The Treachery of your Municipality, in causing to be arrested an Officer with Dispatches, has been long known to the British Admiral in these Seas. That Municipality may now sadly know that the Severity of Judgment, long delayed, is always exemplary. That the Innocent suffer with the Guilty, though much to be regretted, is the natural Feature of War; and the more terrible Infliction on this occasion, the more striking the Example should prove to surrounding Municipalities.

(Signed) W. RICKETTS

In September 1800 Corso captured numerous vessels carrying salt from Trapani to Ponte Gori: (Note: Trapani is the locus of important salt ponds. See :Riserva naturale integrale Saline di Trapani e Paceco. Ponte Gori (sometimes referred to Ponto Gai), currently remains unidentified.)

On 6 September 1800 Corso captured:
- Neapolitan polacre ship Madona del Carmina;
- Neapolitan polacre ship Madona del Laura;
- Neapolitan polacre ship Madona del Gratia; and
- Imperial polacre bark Madona del Jossata.

Six days later Corso captured the Neapolitan polacre brig Archimede.

On 16 September Corso captured:
- Neapolitan polacre ship Rachele;
- Neapolitan polacre ship Divini del Providenza;
- Neapolitan polacre ship Vicenza di Tripani;
- Imperial Ireballo Pleni Luno;
- Imperial Ireballo Successo; and,
- Neapolitan polacre ship Annunciate Angiolo.

Lastly, on 17 September captured the Neapolitan polacre Madona del Picta.

Next, Corso and Pygmy captured a number of vessels in the Adriatic.

On 16 November they captured a Cisalpine trabaccolo carrying pine and another trabaccolo in ballast, both sailing from Ravenna to Pesaro.

On 4 January 1801 some merchants of Trieste presented Ricketts with a diamond ring in appreciation of his efforts against French privateers in the Adriatic.

On 17 January they captured two vessels:
- Imperial ship Sfinge, sailing from Barcelona to Trieste with a cargo of brandy (17 January 1801); (Note: Seinge is probably Sseinge, which Corso captured that day.)
- Russian polacca ship Madona Turgliana, which sailing from the Morea to Trieste with a cargo of leather.

On 13 February they detained the Danish ship Adonis, which was sailing from Copenhagen to Trieste with a cargo of stockfish.

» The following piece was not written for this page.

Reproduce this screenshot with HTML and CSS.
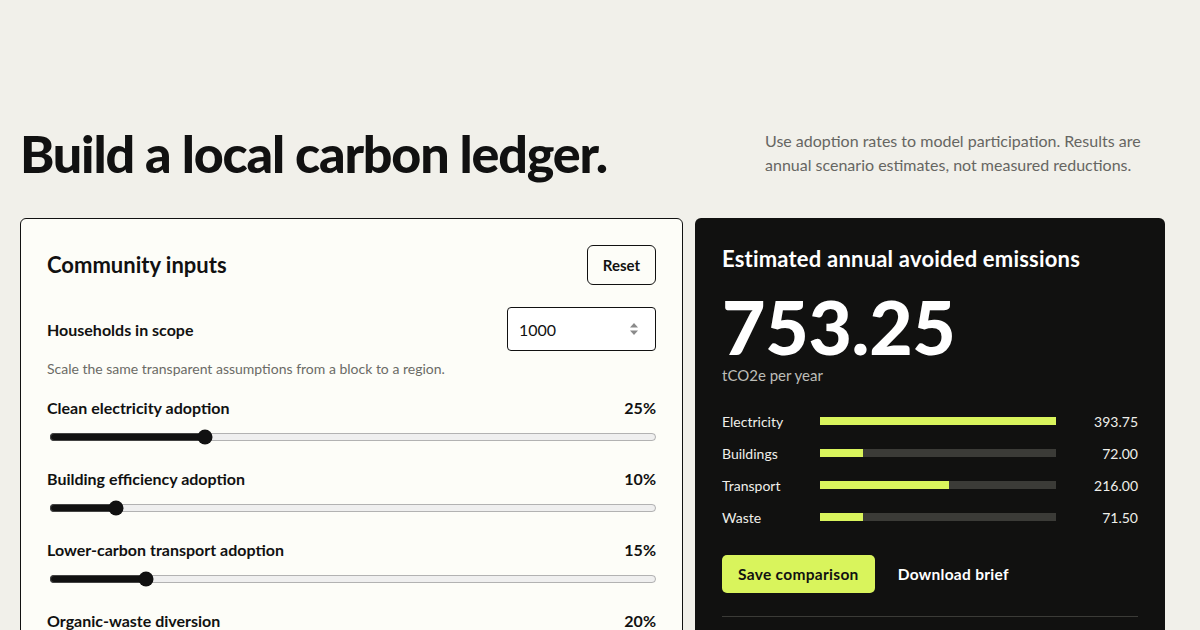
FILE: index.html
```html
<!DOCTYPE html>
<html lang="en">
<head>
<meta charset="utf-8">
<title>Local carbon ledger</title>
<link rel="stylesheet" href="styles.css">
</head>
<body>
<main class="page">
  <header class="intro">
    <h1 class="title">Build a local carbon ledger.</h1>
    <p class="lede">Use adoption rates to model participation. Results are annual scenario estimates, not measured reductions.</p>
  </header>

  <div class="layout">
    <section class="card inputs">
      <div class="card-head">
        <h2 class="card-title">Community inputs</h2>
        <button class="btn-outline" type="button">Reset</button>
      </div>

      <div class="field-row">
        <label class="field-label" for="households">Households in scope</label>
        <div class="number-box">
          <input id="households" class="number-input" type="text" value="1000">
          <svg class="spin" width="10" height="16" viewBox="0 0 10 16" aria-hidden="true">
            <path d="M5 2 L9 6.5 H1 Z" fill="#8a8a8a"/>
            <path d="M5 14 L9 9.5 H1 Z" fill="#8a8a8a"/>
          </svg>
        </div>
      </div>
      <p class="hint">Scale the same transparent assumptions from a block to a region.</p>

      <div class="slider-group">
        <div class="slider-head"><span>Clean electricity adoption</span><span>25%</span></div>
        <input class="range" type="range" min="0" max="100" value="25">
      </div>
      <div class="slider-group">
        <div class="slider-head"><span>Building efficiency adoption</span><span>10%</span></div>
        <input class="range" type="range" min="0" max="100" value="10">
      </div>
      <div class="slider-group">
        <div class="slider-head"><span>Lower-carbon transport adoption</span><span>15%</span></div>
        <input class="range" type="range" min="0" max="100" value="15">
      </div>
      <div class="slider-group">
        <div class="slider-head"><span>Organic-waste diversion</span><span>20%</span></div>
        <input class="range" type="range" min="0" max="100" value="20">
      </div>
    </section>

    <section class="card results">
      <h2 class="results-title">Estimated annual avoided emissions</h2>
      <div class="big-number">753.25</div>
      <div class="unit">tCO2e per year</div>

      <div class="bars">
        <div class="bar-row">
          <span class="bar-label">Electricity</span>
          <span class="bar-track"><span class="bar-fill" style="width:100%"></span></span>
          <span class="bar-value">393.75</span>
        </div>
        <div class="bar-row">
          <span class="bar-label">Buildings</span>
          <span class="bar-track"><span class="bar-fill" style="width:18.29%"></span></span>
          <span class="bar-value">72.00</span>
        </div>
        <div class="bar-row">
          <span class="bar-label">Transport</span>
          <span class="bar-track"><span class="bar-fill" style="width:54.86%"></span></span>
          <span class="bar-value">216.00</span>
        </div>
        <div class="bar-row">
          <span class="bar-label">Waste</span>
          <span class="bar-track"><span class="bar-fill" style="width:18.16%"></span></span>
          <span class="bar-value">71.50</span>
        </div>
      </div>

      <div class="actions">
        <button class="btn-lime" type="button">Save comparison</button>
        <button class="btn-ghost" type="button">Download brief</button>
      </div>

      <div class="assumptions">
        <h3 class="assumptions-title">Assumptions per participating household</h3>
        <ul class="assumption-list">
          <li>Clean electricity: 1.575 tCO2e avoided per year</li>
          <li>Building efficiency: 0.72 tCO2e avoided per year</li>
          <li>Lower-carbon transport: 1.44 tCO2e avoided per year</li>
          <li>Organic-waste diversion: 0.3575 tCO2e avoided per year</li>
        </ul>
      </div>
    </section>
  </div>
</main>
</body>
</html>
```

FILE: styles.css
```css
* { box-sizing: border-box; }

html, body {
  margin: 0;
  padding: 0;
}

body {
  background: #f1f0ea;
  color: #111111;
  font-family: "Lato", "Open Sans", "Liberation Sans", sans-serif;
}

.page {
  padding: 127px 35px 80px 20px;
}

.intro {
  display: flex;
  justify-content: space-between;
  align-items: center;
}

.title {
  margin: 0;
  font-size: 52px;
  line-height: 1;
  font-weight: 900;
  letter-spacing: -1.2px;
}

.lede {
  margin: 0;
  width: 400px;
  font-size: 16px;
  line-height: 24px;
  color: #666662;
}

.layout {
  display: grid;
  grid-template-columns: 663px 1fr;
  gap: 12px;
  margin-top: 39px;
  align-items: start;
}

.card {
  border-radius: 6px;
}

.inputs {
  background: #fdfdf8;
  border: 1px solid #111111;
  padding: 26px 26px 28px;
}

.card-head {
  display: flex;
  justify-content: space-between;
  align-items: center;
}

.card-title {
  margin: 0;
  font-size: 22px;
  font-weight: 700;
  line-height: 28px;
}

.btn-outline {
  height: 40px;
  padding: 0 15px;
  border: 1px solid #111111;
  border-radius: 6px;
  background: transparent;
  color: #111111;
  font-family: inherit;
  font-size: 15px;
  font-weight: 700;
}

.field-row {
  display: flex;
  justify-content: space-between;
  align-items: center;
  margin-top: 22px;
}

.field-label {
  font-size: 16px;
  font-weight: 700;
}

.number-box {
  width: 149px;
  height: 44px;
  border: 1px solid #111111;
  border-radius: 4px;
  background: #ffffff;
  display: flex;
  align-items: center;
  padding: 0 16px 0 11px;
}

.number-input {
  flex: 1;
  min-width: 0;
  border: 0;
  outline: none;
  background: transparent;
  padding: 0;
  font-family: inherit;
  font-size: 16px;
  color: #111111;
}

.spin {
  flex: none;
}

.hint {
  margin: 8px 0 0;
  font-size: 14px;
  line-height: 20px;
  color: #6b6b66;
}

.slider-group {
  margin-top: 18px;
}

.slider-group + .slider-group {
  margin-top: 23px;
}

.slider-head {
  display: flex;
  justify-content: space-between;
  font-size: 16px;
  font-weight: 700;
  line-height: 22px;
}

.range {
  display: block;
  width: calc(100% - 1px);
  height: 16px;
  margin: 10px 0 0 2px;
  accent-color: #111111;
}

.results {
  background: #111110;
  color: #ffffff;
  padding: 27px 27px 30px;
}

.results-title {
  margin: 0;
  font-size: 22px;
  line-height: 28px;
  font-weight: 700;
  letter-spacing: 0.2px;
}

.big-number {
  margin-top: 21px;
  font-size: 75px;
  line-height: 64px;
  font-weight: 900;
  letter-spacing: -0.3px;
}

.unit {
  margin-top: 7px;
  font-size: 15px;
  line-height: 20px;
  color: #bdbdb8;
}

.bars {
  margin-top: 26px;
  display: flex;
  flex-direction: column;
  gap: 12px;
}

.bar-row {
  display: grid;
  grid-template-columns: 98px 1fr 82px;
  align-items: center;
  height: 20px;
  font-size: 14px;
  color: #efefea;
}

.bar-track {
  display: block;
  height: 8px;
  background: #3b3b37;
}

.bar-fill {
  display: block;
  height: 100%;
  background: #d9f45c;
}

.bar-value {
  text-align: right;
}

.actions {
  display: flex;
  gap: 10px;
  margin-top: 28px;
}

.btn-lime {
  height: 38px;
  padding: 0 16px;
  border: 0;
  border-radius: 5px;
  background: #d9f45c;
  color: #111111;
  font-family: inherit;
  font-size: 15.5px;
  font-weight: 700;
  letter-spacing: 0.3px;
}

.btn-ghost {
  height: 38px;
  padding: 0 13px;
  border: 0;
  background: transparent;
  color: #ffffff;
  font-family: inherit;
  font-size: 15.5px;
  font-weight: 700;
  letter-spacing: 0.3px;
}

.assumptions {
  margin-top: 23px;
  border-top: 1px solid #3b3b37;
  padding-top: 20px;
}

.assumptions-title {
  margin: 0;
  font-size: 15px;
  font-weight: 700;
}

.assumption-list {
  margin: 10px 0 0;
  padding-left: 18px;
  font-size: 14px;
  line-height: 22px;
  color: #bdbdb8;
}
```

On 16 February they detained the Danish brig Madellina Christiana, which was sailing from Venice to Zante with a cargo of planks.

On 27 February they recaptured the Imperial trebaccolo Madona del Annunciade, which was sailing from Trieste to Fiume with a cargo of hemp. She had been a prize to a French privateer.

On 15 March Pygmy captured the French trebaccolo privateer Achille, from Ancona, with Corso in company.

On 11 April Corso captured two Imperial brigs, Padre Armoroza, which was carrying cotton from Messina to Triest, and Nuova Armicize, which was sailing from Cyprus to Trieste.

On 17 April Corso captured the Cisalpine trebaccolo St. Luizi, which was sailing from Eipidore bound for Siniglis with a cargo of wheat.

On 19 April Corso recaptured the imperial brig Imperetore, which was sailing from Trieste to Zante with a cargo of merchandise. Corso also took two brigs and a trabaccolo.

On 27 May 1801 Corso was off Manfredonia. There she captured Corivesse (or Ecrivisse), a small vessel of one brass gun and 16 men under the command of M. Bernard du Bourdier, a lieutenant of . He and another officer were carrying dispatches from Alexandria to Ancona.

On 23 June 1801 from and Corso were in the Tremiti Islands where they destroyed the pirate tartane Tigre, of eight 6 and 12-pounder guns and a crew of 60 French and Italians. The Royal Marines landed and captured some of the pirates, who had mounted a 4-pounder gun on a hill. Meanwhile, the cutting out party brought out Tigre, together with bales of cotton and other goods that she had taken from vessels she had robbed.

An attempt to attack Pesaro with the aid of Italian partisans came to nothing. Corso and Pigmy then answered an appeal from Venice and took all necessary measures to protect the city against a reported French force.

==Harbour service==
On 10 July 1802 Corso arrived at Spithead from the Mediterranean. On the 15th she sailed from Spithead or Woolwich to be paid off. (Note: Ricketts had received promotion to post captain on 29 April 1802.) Between 20 July and 24 March 1803 Corso underwent fitting at Deptford for service as a receiving ship. Lieutenant Joshua Kneeshaw recommissioned her at Woolwich.

On 27 March 1803 Corso was ordered to Gravesend to serve under Captain Motley, the Regulating Officer there. Her role was to receive men pressed from merchant vessels, such as East Indiamen, returning to England.

In 1804 Lieutenant George A. Spencer replaced Kneeshaw. In 1808 she was under the command of Lieutenant George Taylor. In 1813 she was under the command of Lieutenant Curry William Hillier, and later Lieutenant Charles Carter.

==Fate==
Corso was paid off at Woolwich in 1814. The "Principal Officers and Commissioners of His Majesty's Navy" offered "El Corso, of 234 tons", "lying at Woolwich" for sale on 1 September 1814. She sold there on that day for £500.